▸ Listed records:
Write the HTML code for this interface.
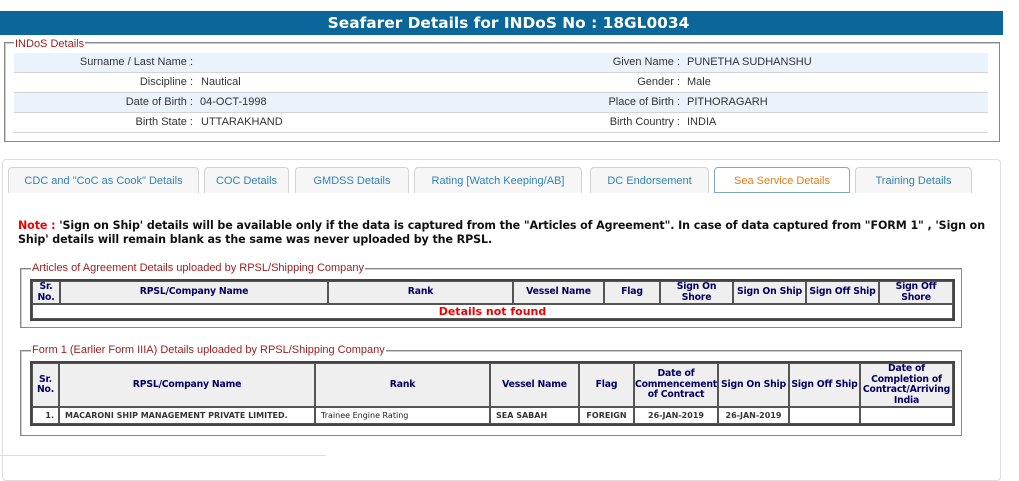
<!DOCTYPE html>
<html><head><style>
body{margin:0;width:1019px;height:460px;background:#fff;position:relative;overflow:hidden;font-family:"Liberation Sans",Arial,sans-serif}
.a{position:absolute}
.hdr{left:0;top:11px;width:1003px;height:24px;background:#0b6699;color:#fff;font:bold 15.4px "DejaVu Sans",Verdana,sans-serif;text-align:center;line-height:24px;padding-left:14px;box-sizing:border-box}
.fs{border:1px solid #888;box-shadow:inset 1px 1px 0 #ccc}
.lg{background:#fff;color:#9b1c1c;font-size:11px;padding:0 1px;line-height:12px}
.row{left:14px;width:974px;height:19px;border-bottom:1px solid #d4d4d4;font-size:11px;color:#333;line-height:19px}
.row.b{background:#eaf2fb}
.row span{position:absolute}
.l{text-align:right}
.tab{top:167px;height:26px;border:1px solid #d3d3d3;border-bottom:none;border-radius:4px 4px 0 0;background:#f6f6f6;color:#2e83b9;font-size:11px;text-align:center;line-height:27px;box-sizing:border-box}
.tab.act{background:#fff;border:1px solid #7ea7c9;color:#e47c1a}
table{border-collapse:separate;border-spacing:0;border:2px solid #444;position:absolute;table-layout:fixed;font-family:"DejaVu Sans",Verdana,sans-serif}
td,th{border:1px solid #555;padding:0;text-align:center;overflow:hidden;white-space:nowrap}
th{background:#efefef;color:#000066;font-size:9.3px;font-weight:bold;line-height:10.5px;letter-spacing:-0.2px}
td{font-size:8px;font-weight:bold;color:#333}
.leg{font-size:11px;color:#9b1c1c;background:#fff;padding:0 1px;line-height:12px}
</style></head><body>
<div class="a hdr">Seafarer Details for INDoS No : 18GL0034</div>

<div class="a fs" style="left:4px;top:42px;width:994px;height:98px"></div>
<div class="a lg" style="left:14px;top:38px">INDoS Details</div>
<div class="a row b" style="top:53px"><span class="l" style="right:795px">Surname / Last Name :</span><span class="l" style="right:308px">Given Name :</span><span style="left:673px">PUNETHA SUDHANSHU</span></div>
<div class="a row" style="top:73px"><span class="l" style="right:795px">Discipline :</span><span style="left:187px">Nautical</span><span class="l" style="right:308px">Gender :</span><span style="left:673px">Male</span></div>
<div class="a row b" style="top:93px"><span class="l" style="right:795px">Date of Birth :</span><span style="left:186px">04-OCT-1998</span><span class="l" style="right:308px">Place of Birth :</span><span style="left:673px">PITHORAGARH</span></div>
<div class="a row" style="top:113px"><span class="l" style="right:795px">Birth State :</span><span style="left:187px">UTTARAKHAND</span><span class="l" style="right:308px">Birth Country :</span><span style="left:673px">INDIA</span></div>

<div class="a" style="left:2px;top:159px;width:997px;height:320px;border:1px solid #ddd;border-radius:4px"></div>
<div class="a" style="left:0;top:455px;width:326px;height:1px;background:#ddd"></div>
<div class="a tab" style="left:8px;width:191px">CDC and "CoC as Cook" Details</div>
<div class="a tab" style="left:204px;width:85px">COC Details</div>
<div class="a tab" style="left:295px;width:114px">GMDSS Details</div>
<div class="a tab" style="left:414px;width:168px">Rating [Watch Keeping/AB]</div>
<div class="a tab" style="left:590px;width:119px">DC Endorsement</div>
<div class="a tab act" style="left:714px;width:136px">Sea Service Details</div>
<div class="a tab" style="left:855px;width:117px">Training Details</div>

<div class="a" style="left:18px;top:219px;width:980px;font:bold 11.1px 'DejaVu Sans',Verdana,sans-serif;line-height:14px;color:#111;letter-spacing:-0.1px"><span style="color:#e00">Note :</span> 'Sign on Ship' details will be available only if the data is captured from the "Articles of Agreement". In case of data captured from "FORM 1" , 'Sign on Ship' details will remain blank as the same was never uploaded by the RPSL.</div>

<div class="a fs" style="left:20px;top:268px;width:940px;height:58px"></div>
<div class="a leg" style="left:31px;top:262px">Articles of Agreement Details uploaded by RPSL/Shipping Company</div>
<table style="left:30px;top:279px;width:921px">
<colgroup><col style="width:28px"><col style="width:268px"><col style="width:185px"><col style="width:91px"><col style="width:56px"><col style="width:73px"><col style="width:73px"><col style="width:73px"><col style="width:74px"></colgroup>
<tr style="height:21px"><th>Sr.<br>No.</th><th>RPSL/Company Name</th><th>Rank</th><th>Vessel Name</th><th>Flag</th><th>Sign On<br>Shore</th><th>Sign On Ship</th><th>Sign Off Ship</th><th>Sign Off<br>Shore</th></tr>
<tr style="height:14px"><td colspan="9" style="color:#e00;font-size:11px;line-height:13px">Details not found</td></tr>
</table>

<div class="a fs" style="left:20px;top:350px;width:940px;height:84px"></div>
<div class="a leg" style="left:31px;top:344px">Form 1 (Earlier Form IIIA) Details uploaded by RPSL/Shipping Company</div>
<table style="left:30px;top:361px;width:921px">
<colgroup><col style="width:27px"><col style="width:256px"><col style="width:175px"><col style="width:89px"><col style="width:55px"><col style="width:84px"><col style="width:71px"><col style="width:71px"><col style="width:93px"></colgroup>
<tr style="height:44px"><th>Sr.<br>No.</th><th>RPSL/Company Name</th><th>Rank</th><th>Vessel Name</th><th>Flag</th><th>Date of<br>Commencement<br>of Contract</th><th>Sign On Ship</th><th>Sign Off Ship</th><th>Date of<br>Completion of<br>Contract/Arriving<br>India</th></tr>
<tr style="height:17px"><td style="text-align:right;padding-right:4px">1.</td><td style="text-align:left;padding-left:5px">MACARONI SHIP MANAGEMENT PRIVATE LIMITED.</td><td style="text-align:left;padding-left:5px;font-weight:normal;color:#222">Trainee Engine Rating</td><td style="text-align:left;padding-left:5px">SEA SABAH</td><td>FOREIGN</td><td>26-JAN-2019</td><td>26-JAN-2019</td><td></td><td></td></tr>
</table>
</body></html>
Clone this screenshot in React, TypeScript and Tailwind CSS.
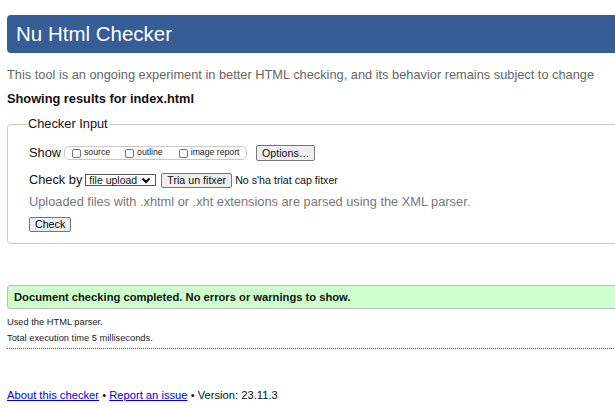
import React from "react";

function Box() {
  return <span className="inline-block w-[9px] h-[9px] border border-[#767676] rounded-[2px] bg-white mr-[3px]" />;
}

export default function App() {
  return (
    <div className="w-[615px] h-[408px] overflow-hidden bg-white font-['Liberation_Sans',Arial,sans-serif] text-black">
      <div className="w-[690px] pl-[7px] pt-[15px]">
        <h1 className="h-[38px] rounded-l-[4px] bg-[#365d95] text-white text-[20.5px] pl-[9px] flex items-center leading-none">
          Nu Html Checker
        </h1>
        <p className="mt-[14px] text-[12.8px] leading-[16px] text-[#666]">
          This tool is an ongoing experiment in better HTML checking, and its behavior remains subject to change
        </p>
        <p className="mt-[8px] text-[12.8px] leading-[16px] font-bold text-[#111]">Showing results for index.html</p>

        <fieldset className="mt-[9px] border border-[#c8c8c8] rounded-[4px] pl-[21px] pb-[11px]">
          <legend className="text-[12.8px] leading-[16px] px-[1px] -ml-[2px] text-[#111]">Checker Input</legend>
          <div className="mt-[13px] h-[16px] flex items-center text-[12.8px] text-[#111]">
            <span>Show</span>
            <span className="ml-[3px] h-[14px] w-[183px] border border-[#c8c8c8] rounded-[5px] flex items-center pl-[7px] text-[8.7px] text-[#222]">
              <Box />
              <span>source</span>
              <span className="ml-[15px] flex items-center">
                <Box />
                <span>outline</span>
              </span>
              <span className="ml-[16px] flex items-center">
                <Box />
                <span>image report</span>
              </span>
            </span>
            <span className="ml-[9px] h-[16px] px-[5px] border border-[#767676] rounded-[2px] bg-[#efefef] text-[10.67px] flex items-center leading-none">
              Options…
            </span>
          </div>
          <div className="mt-[11px] h-[16px] flex items-center text-[12.8px] text-[#111]">
            <span>Check by</span>
            <span className="ml-[3px] h-[12px] w-[71px] border border-[#555] flex items-center pl-[3px] text-[10.5px] leading-none bg-white">
              <span>file upload</span>
              <svg width="10" height="7" viewBox="0 0 10 7" className="ml-[4px]">
                <polyline points="1.5,1.5 5,5 8.5,1.5" fill="none" stroke="#000" strokeWidth="2" />
              </svg>
            </span>
            <span className="ml-[5px] h-[15px] px-[5px] border border-[#767676] rounded-[2px] bg-[#efefef] text-[10.67px] flex items-center leading-none">
              Tria un fitxer
            </span>
            <span className="ml-[3px] text-[10.67px]">No s'ha triat cap fitxer</span>
          </div>
          <p className="mt-[6px] text-[12.8px] leading-[16px] text-[#777]">
            Uploaded files with .xhtml or .xht extensions are parsed using the XML parser.
          </p>
          <div className="mt-[7px] flex">
            <span className="h-[15px] px-[5px] border border-[#767676] rounded-[2px] bg-[#efefef] text-[10.67px] flex items-center leading-none">
              Check
            </span>
          </div>
        </fieldset>

        <div className="mt-[41px] h-[24px] border border-[#bcbcbc] rounded-[3px] bg-[#ccffcc] flex items-center pl-[6px] text-[11.2px] font-bold text-[#111]">
          Document checking completed. No errors or warnings to show.
        </div>

        <div className="border-b border-dotted border-[#555] pb-[4px] text-[9.3px] text-[#222]">
          <p className="mt-[7px] leading-[12px]">Used the HTML parser.</p>
          <p className="mt-[4px] leading-[12px]">Total execution time 5 milliseconds.</p>
        </div>

        <p className="mt-[40px] leading-[12px] text-[11.2px] text-[#111]">
          <a className="text-[#0000ee] underline">About this checker</a> • <a className="text-[#0000ee] underline">Report an issue</a> • Version: 23.11.3
        </p>
      </div>
    </div>
  );
}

▸ Given request:
Up to and including the line containing "No : 18GL0034</div>", quote each line of the entries above from the very first, please, exactly and without images.

▸ Response below:
Write the HTML code for this interface.
<!DOCTYPE html>
<html><head><style>
body{margin:0;width:1019px;height:460px;background:#fff;position:relative;overflow:hidden;font-family:"Liberation Sans",Arial,sans-serif}
.a{position:absolute}
.hdr{left:0;top:11px;width:1003px;height:24px;background:#0b6699;color:#fff;font:bold 15.4px "DejaVu Sans",Verdana,sans-serif;text-align:center;line-height:24px;padding-left:14px;box-sizing:border-box}
.fs{border:1px solid #888;box-shadow:inset 1px 1px 0 #ccc}
.lg{background:#fff;color:#9b1c1c;font-size:11px;padding:0 1px;line-height:12px}
.row{left:14px;width:974px;height:19px;border-bottom:1px solid #d4d4d4;font-size:11px;color:#333;line-height:19px}
.row.b{background:#eaf2fb}
.row span{position:absolute}
.l{text-align:right}
.tab{top:167px;height:26px;border:1px solid #d3d3d3;border-bottom:none;border-radius:4px 4px 0 0;background:#f6f6f6;color:#2e83b9;font-size:11px;text-align:center;line-height:27px;box-sizing:border-box}
.tab.act{background:#fff;border:1px solid #7ea7c9;color:#e47c1a}
table{border-collapse:separate;border-spacing:0;border:2px solid #444;position:absolute;table-layout:fixed;font-family:"DejaVu Sans",Verdana,sans-serif}
td,th{border:1px solid #555;padding:0;text-align:center;overflow:hidden;white-space:nowrap}
th{background:#efefef;color:#000066;font-size:9.3px;font-weight:bold;line-height:10.5px;letter-spacing:-0.2px}
td{font-size:8px;font-weight:bold;color:#333}
.leg{font-size:11px;color:#9b1c1c;background:#fff;padding:0 1px;line-height:12px}
</style></head><body>
<div class="a hdr">Seafarer Details for INDoS No : 18GL0034</div>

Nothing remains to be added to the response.